» **Direction**
Copy all of the material exactly. Pictures are not to appear in the copy.

» **Data lines**
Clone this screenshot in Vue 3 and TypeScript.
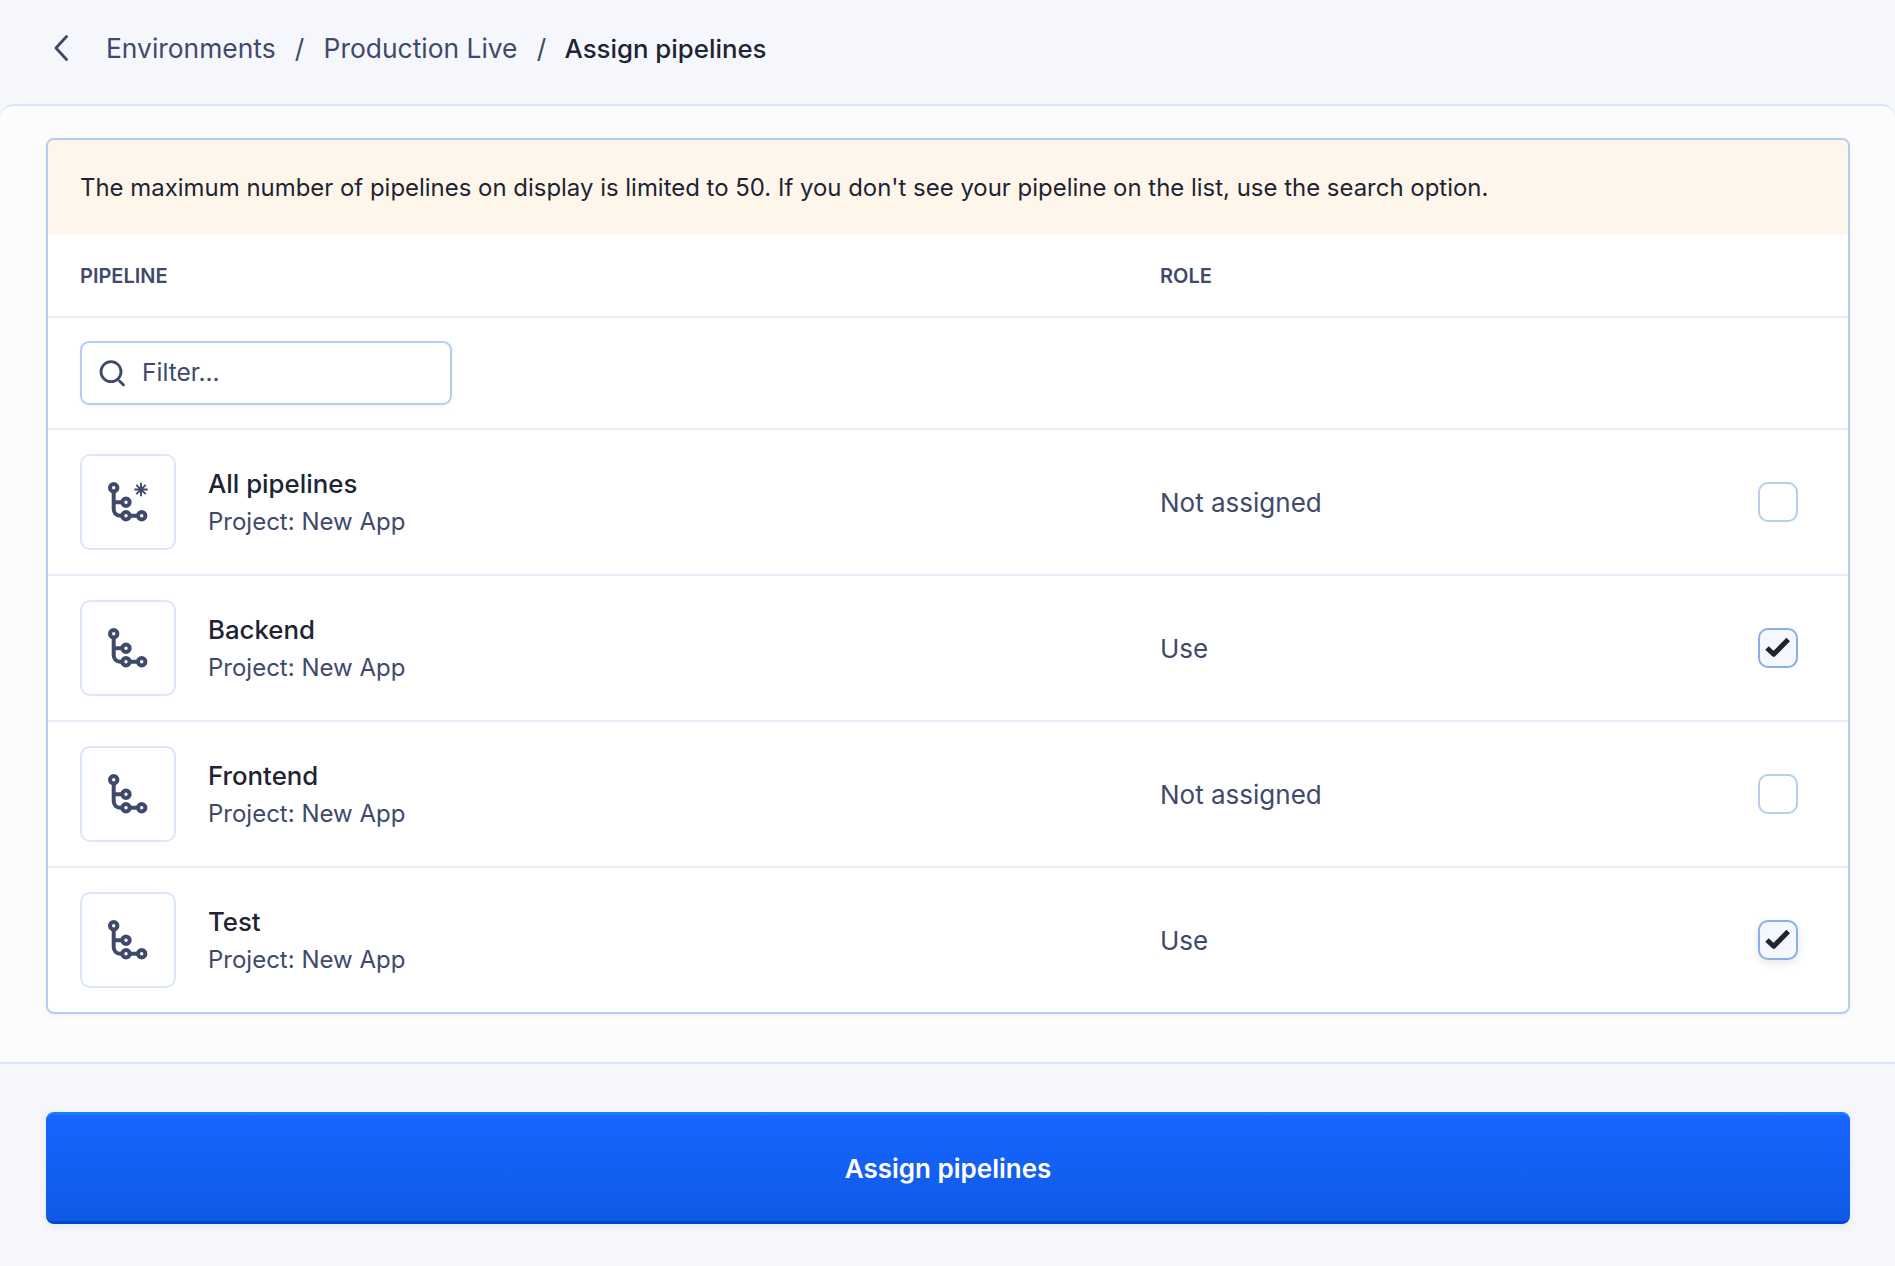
<template>
    <div class="page">
        <header class="crumbs">
            <svg class="back" width="14" height="26" viewBox="0 0 14 26" fill="none">
                <path d="M12.5 1.5 2 13l10.5 11.5" stroke="#3f4a6b" stroke-width="2.8" stroke-linecap="round" stroke-linejoin="round" />
            </svg>
            <a class="crumb">Environments</a>
            <span class="sep">/</span>
            <a class="crumb">Production Live</a>
            <span class="sep">/</span>
            <span class="crumb current">Assign pipelines</span>
        </header>

        <main class="panel">
            <section class="card">
                <div class="notice">
                    The maximum number of pipelines on display is limited to 50. If you don't see your pipeline on the list, use the search option.
                </div>
                <div class="head row-grid">
                    <span>PIPELINE</span>
                    <span>ROLE</span>
                </div>
                <div class="filter-row">
                    <label class="filter">
                        <svg width="28" height="28" viewBox="0 0 28 28" fill="none">
                            <circle cx="12" cy="12.7" r="10" stroke="#3f4a6b" stroke-width="2.8" />
                            <path d="M20.5 22 24.5 26" stroke="#3f4a6b" stroke-width="2.8" stroke-linecap="round" />
                        </svg>
                        <span class="placeholder">Filter...</span>
                    </label>
                </div>
                <div v-for="(item, i) in pipelines" :key="item.name" class="pipeline row-grid">
                    <div class="info">
                        <div class="icon-box">
                            <svg width="48" height="48" viewBox="0 0 48 48" fill="none" stroke="#3f4a6b" stroke-width="4">
                                <path d="M9.7 13V31c0 4 2.7 6.7 6.5 6.7h2M9.7 24.3h8.5M25.8 37.7h8.100" />
                                <circle cx="9.7" cy="9.7" r="3.7" />
                                <circle cx="22" cy="24.3" r="3.7" />
                                <circle cx="22" cy="37.7" r="3.7" />
                                <circle cx="37.7" cy="37.7" r="3.7" />
                                <path v-if="item.all" stroke-width="1.9" d="M37 4.800v13.400M30.300 11.500h13.400M32.300 6.800l9.400 9.400M41.700 6.800l-9.400 9.400" />
                            </svg>
                        </div>
                        <div>
                            <div class="name">{{ item.name }}</div>
                            <div class="project">Project: New App</div>
                        </div>
                    </div>
                    <div class="role">{{ item.role }}</div>
                    <span :class="['check', { checked: item.role === 'Use', focused: i === 3 }]">
                        <svg v-if="item.role === 'Use'" width="40" height="40" viewBox="0 0 40 40" fill="none">
                            <path d="M9 20l6.700 6.300 14.500-14.800" stroke="#1e2433" stroke-width="5" stroke-linejoin="round" />
                        </svg>
                    </span>
                </div>
            </section>
        </main>

        <footer class="actions">
            <button class="assign">Assign pipelines</button>
        </footer>
    </div>
</template>

<script setup lang="ts">
interface Pipeline {
    name: string
    role: string
    all?: boolean
}

const pipelines: Pipeline[] = [
    { name: 'All pipelines', role: 'Not assigned', all: true },
    { name: 'Backend', role: 'Use' },
    { name: 'Frontend', role: 'Not assigned' },
    { name: 'Test', role: 'Use' },
];
</script>

<style>
html,
body {
    margin: 0;
    background: #f6f7fc;
}
</style>

<style scoped>
.page {
    min-height: 1266px;
    font-family: Inter, "Liberation Sans", sans-serif;
    color: #3f4a6b;
    font-size: 26px;
}

.crumbs {
    display: flex;
    align-items: center;
    height: 104px;
    padding: 0 0 8px 54px;
    box-sizing: border-box;
    font-size: 26.4px;
}

.back {
    margin-right: 38px;
}

.sep {
    width: 48px;
    text-align: center;
}

.crumb.current {
    margin-left: -1px;
    color: #1e2433;
    font-weight: 500;
    font-size: 25.8px;
}

.panel {
    padding: 32px 45px 48px 46px;
    background: #fcfcfd;
    border-top: 2px solid #dbe6f7;
    border-bottom: 2px solid #dbe6f7;
    border-radius: 14px 14px 0 0;
}

.card {
    background: #fff;
    border: 2px solid #b5cdf0;
    border-radius: 8px;
    overflow: hidden;
    box-shadow: 0 2px 4px rgba(63, 74, 107, 0.05);
}

.notice {
    height: 95px;
    display: flex;
    align-items: center;
    padding-left: 32px;
    background: #fff6eb;
    color: #1e2433;
    font-size: 23.94px;
}

.row-grid {
    display: grid;
    grid-template-columns: 1080px 1fr 40px;
    align-items: center;
    padding: 0 50px 0 32px;
    border-bottom: 2px solid #e9effa;
}

.head {
    height: 81px;
    font-size: 20px;
    font-weight: 600;
}

.filter-row {
    height: 112px;
    display: flex;
    align-items: center;
    padding-left: 32px;
    border-bottom: 2px solid #e9effa;
    box-sizing: border-box;
}

.filter {
    display: flex;
    align-items: center;
    gap: 15px;
    width: 372px;
    height: 64px;
    padding-left: 17px;
    box-sizing: border-box;
    border: 2px solid #b5cdf0;
    border-radius: 9px;
    font-size: 24.5px;
    box-shadow: 0 2px 4px rgba(63, 74, 107, 0.06);
}

.placeholder {
    margin-top: -2px;
}

.pipeline {
    height: 146px;
    box-sizing: border-box;
}

.pipeline:last-child {
    height: 144px;
    border-bottom: 0;
}

.info {
    display: flex;
    align-items: center;
    gap: 32px;
}

.icon-box {
    width: 96px;
    height: 96px;
    box-sizing: border-box;
    display: flex;
    align-items: center;
    justify-content: center;
    border: 2px solid #dbe6f7;
    border-radius: 10px;
}

.name {
    color: #1e2433;
    font-size: 25.8px;
    font-weight: 500;
    line-height: 37px;
}

.project {
    margin-top: 1px;
    margin-bottom: -1px;
    font-size: 24px;
    line-height: 38px;
}

.check {
    width: 40px;
    height: 40px;
    box-sizing: border-box;
    border: 2px solid #b5cdf0;
    border-radius: 10px;
    display: block;
}

.check svg {
    display: block;
    margin: -2px;
}

.check.checked {
    border-color: #8aaee6;
    background: #f5f7ff;
}

.check.focused {
    box-shadow: 0 3px 8px rgba(63, 74, 107, 0.14);
}

.actions {
    padding: 48px 45px 41px 46px;
}

.assign {
    display: block;
    width: 100%;
    height: 112px;
    border: 0;
    border-top: 3px solid #1a7dff;
    border-bottom: 3px solid #0047d6;
    border-radius: 8px;
    background: linear-gradient(#1766ff, #0f59e6);
    color: #fff;
    font: 600 26px Inter, "Liberation Sans", sans-serif;
    box-shadow: 0 2px 6px rgba(63, 74, 107, 0.1);
}
</style>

» **Problem solution**
Clone this screenshot in Vue 3 and TypeScript.
<template>
    <div class="page">
        <header class="crumbs">
            <svg class="back" width="14" height="26" viewBox="0 0 14 26" fill="none">
                <path d="M12.5 1.5 2 13l10.5 11.5" stroke="#3f4a6b" stroke-width="2.8" stroke-linecap="round" stroke-linejoin="round" />
            </svg>
            <a class="crumb">Environments</a>
            <span class="sep">/</span>
            <a class="crumb">Production Live</a>
            <span class="sep">/</span>
            <span class="crumb current">Assign pipelines</span>
        </header>

        <main class="panel">
            <section class="card">
                <div class="notice">
                    The maximum number of pipelines on display is limited to 50. If you don't see your pipeline on the list, use the search option.
                </div>
                <div class="head row-grid">
                    <span>PIPELINE</span>
                    <span>ROLE</span>
                </div>
                <div class="filter-row">
                    <label class="filter">
                        <svg width="28" height="28" viewBox="0 0 28 28" fill="none">
                            <circle cx="12" cy="12.7" r="10" stroke="#3f4a6b" stroke-width="2.8" />
                            <path d="M20.5 22 24.5 26" stroke="#3f4a6b" stroke-width="2.8" stroke-linecap="round" />
                        </svg>
                        <span class="placeholder">Filter...</span>
                    </label>
                </div>
                <div v-for="(item, i) in pipelines" :key="item.name" class="pipeline row-grid">
                    <div class="info">
                        <div class="icon-box">
                            <svg width="48" height="48" viewBox="0 0 48 48" fill="none" stroke="#3f4a6b" stroke-width="4">
                                <path d="M9.7 13V31c0 4 2.7 6.7 6.5 6.7h2M9.7 24.3h8.5M25.8 37.7h8.100" />
                                <circle cx="9.7" cy="9.7" r="3.7" />
                                <circle cx="22" cy="24.3" r="3.7" />
                                <circle cx="22" cy="37.7" r="3.7" />
                                <circle cx="37.7" cy="37.7" r="3.7" />
                                <path v-if="item.all" stroke-width="1.9" d="M37 4.800v13.400M30.300 11.500h13.400M32.300 6.800l9.400 9.400M41.700 6.800l-9.400 9.400" />
                            </svg>
                        </div>
                        <div>
                            <div class="name">{{ item.name }}</div>
                            <div class="project">Project: New App</div>
                        </div>
                    </div>
                    <div class="role">{{ item.role }}</div>
                    <span :class="['check', { checked: item.role === 'Use', focused: i === 3 }]">
                        <svg v-if="item.role === 'Use'" width="40" height="40" viewBox="0 0 40 40" fill="none">
                            <path d="M9 20l6.700 6.300 14.500-14.800" stroke="#1e2433" stroke-width="5" stroke-linejoin="round" />
                        </svg>
                    </span>
                </div>
            </section>
        </main>

        <footer class="actions">
            <button class="assign">Assign pipelines</button>
        </footer>
    </div>
</template>

<script setup lang="ts">
interface Pipeline {
    name: string
    role: string
    all?: boolean
}

const pipelines: Pipeline[] = [
    { name: 'All pipelines', role: 'Not assigned', all: true },
    { name: 'Backend', role: 'Use' },
    { name: 'Frontend', role: 'Not assigned' },
    { name: 'Test', role: 'Use' },
];
</script>

<style>
html,
body {
    margin: 0;
    background: #f6f7fc;
}
</style>

<style scoped>
.page {
    min-height: 1266px;
    font-family: Inter, "Liberation Sans", sans-serif;
    color: #3f4a6b;
    font-size: 26px;
}

.crumbs {
    display: flex;
    align-items: center;
    height: 104px;
    padding: 0 0 8px 54px;
    box-sizing: border-box;
    font-size: 26.4px;
}

.back {
    margin-right: 38px;
}

.sep {
    width: 48px;
    text-align: center;
}

.crumb.current {
    margin-left: -1px;
    color: #1e2433;
    font-weight: 500;
    font-size: 25.8px;
}

.panel {
    padding: 32px 45px 48px 46px;
    background: #fcfcfd;
    border-top: 2px solid #dbe6f7;
    border-bottom: 2px solid #dbe6f7;
    border-radius: 14px 14px 0 0;
}

.card {
    background: #fff;
    border: 2px solid #b5cdf0;
    border-radius: 8px;
    overflow: hidden;
    box-shadow: 0 2px 4px rgba(63, 74, 107, 0.05);
}

.notice {
    height: 95px;
    display: flex;
    align-items: center;
    padding-left: 32px;
    background: #fff6eb;
    color: #1e2433;
    font-size: 23.94px;
}

.row-grid {
    display: grid;
    grid-template-columns: 1080px 1fr 40px;
    align-items: center;
    padding: 0 50px 0 32px;
    border-bottom: 2px solid #e9effa;
}

.head {
    height: 81px;
    font-size: 20px;
    font-weight: 600;
}

.filter-row {
    height: 112px;
    display: flex;
    align-items: center;
    padding-left: 32px;
    border-bottom: 2px solid #e9effa;
    box-sizing: border-box;
}

.filter {
    display: flex;
    align-items: center;
    gap: 15px;
    width: 372px;
    height: 64px;
    padding-left: 17px;
    box-sizing: border-box;
    border: 2px solid #b5cdf0;
    border-radius: 9px;
    font-size: 24.5px;
    box-shadow: 0 2px 4px rgba(63, 74, 107, 0.06);
}

.placeholder {
    margin-top: -2px;
}

.pipeline {
    height: 146px;
    box-sizing: border-box;
}

.pipeline:last-child {
    height: 144px;
    border-bottom: 0;
}

.info {
    display: flex;
    align-items: center;
    gap: 32px;
}

.icon-box {
    width: 96px;
    height: 96px;
    box-sizing: border-box;
    display: flex;
    align-items: center;
    justify-content: center;
    border: 2px solid #dbe6f7;
    border-radius: 10px;
}

.name {
    color: #1e2433;
    font-size: 25.8px;
    font-weight: 500;
    line-height: 37px;
}

.project {
    margin-top: 1px;
    margin-bottom: -1px;
    font-size: 24px;
    line-height: 38px;
}

.check {
    width: 40px;
    height: 40px;
    box-sizing: border-box;
    border: 2px solid #b5cdf0;
    border-radius: 10px;
    display: block;
}

.check svg {
    display: block;
    margin: -2px;
}

.check.checked {
    border-color: #8aaee6;
    background: #f5f7ff;
}

.check.focused {
    box-shadow: 0 3px 8px rgba(63, 74, 107, 0.14);
}

.actions {
    padding: 48px 45px 41px 46px;
}

.assign {
    display: block;
    width: 100%;
    height: 112px;
    border: 0;
    border-top: 3px solid #1a7dff;
    border-bottom: 3px solid #0047d6;
    border-radius: 8px;
    background: linear-gradient(#1766ff, #0f59e6);
    color: #fff;
    font: 600 26px Inter, "Liberation Sans", sans-serif;
    box-shadow: 0 2px 6px rgba(63, 74, 107, 0.1);
}
</style>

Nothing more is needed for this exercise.